Quand on interroge notre homme sur les causes de ces pollutions, il cite plusieurs causes, parmi d’autres :

  • le lisier, la surfertilisation, l’usage excessif des pesticides. « C’est dommage, car, souvent dans nos problèmes, il y a une bonne idée. Ici, la bonne idée est de donner du petit lait (un déchet) aux porcs, pour les nourrir et produire avec leur déjection un fertilisant, le lisier. Malheureusement, ce lisier est aussi un produit toxique et désormais l’élevage bovin se fait sur un lisier qui devient excédentaire.

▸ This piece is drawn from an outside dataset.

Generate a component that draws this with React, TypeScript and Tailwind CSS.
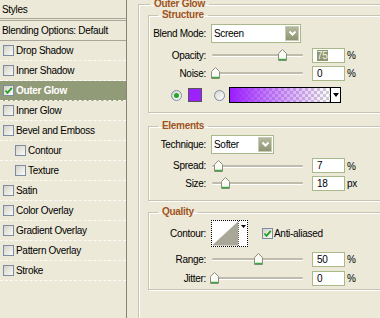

Du lisier que nous devrions considérer comme un déchet et le traiter comme tel, plutôt que de l’utiliser comme engrais ».
  •  Les « défauts de collecte et d’assainissement des eaux usées, les insuffisances de surveillance et d’entretien des installations existantes. »
  • L’industrie du bois : « les traitements des grumes en pleine nature par des insecticides hautement toxiques, le stockage en plein air de bois traités et ouvragés dans les scieries. Le bois est un produit écologique, mais pas son industrie. »
  • Les produits chimiques « pas toujours indispensables, loin de là — que chacun de nous utilise quotidiennement. Chaque foyer stocke de quoi détruire plusieurs dizaines de mètres de rivières sous son évier. »

… et indirectes

De plus, la nature particulière des sols francs-comtois aggrave les choses : ils sont constitués de sols, souvent de faible épaisseur, et d’un sous-sol de roches calcaires, très souvent fissurées et qui n’ajoutent aucun pouvoir de filtration à celui de nos sols. En d’autres termes, nos sols et sous-sols constituent une vraie passoire qui « favorise un passage rapide des polluants de la surface aux réseaux souterrains puis dans les rivières ».

Dangers pour l’économie locale

Philippe Koeberlé va plus loin, car la pollution de nos rivières met en danger certaines filières économiques comtoises.

« Une rivière peut être vue comme un arbre dont on ne voit pas les racines, ce qui ne les empêchent pas de plonger dans un environnement très large ».

La première filière mise en danger est celle du tourisme lié à la pêche à la truite et à l’eau en général. Nos rivières, comme la Loue, le Dessoubre, le Doubs franco-suisse, jouissaient en effet d’une réputation internationale dépassant largement la Franche-Comté. Mais demain

La seconde filière potentiellement concernée pourrait être celle des productions laitières (Comté, etc). Personne n’ose dire aujourd’hui comment elles évolueront (qualité gustative, etc), de plus en plus de fermes d’élevage abandonnant le fumier au profit du lisier, lequel est beaucoup plus lessivable par les pluies et dangereux pour la diversité floristique

Et face à cela, Philippe Koeberlé propose plusieurs pistes de travail :

« Ne pas vouloir faire produire à notre terroir plus que ce qu’il peut donner, considérer le lisier comme un déchet et revenir au fumier, développer massivement l’agriculture biologique, stopper la course aux rendements dans la production laitière et l’intensification de l’élevage, construire ou compléter nos systèmes d’assainissement et de collecte des eaux usées, améliorer les méthodes de l’industrie du bois, contrôler la production des micropolluants… La tâche est grande, il n’est pas encore trop tard, mais il y a urgence ».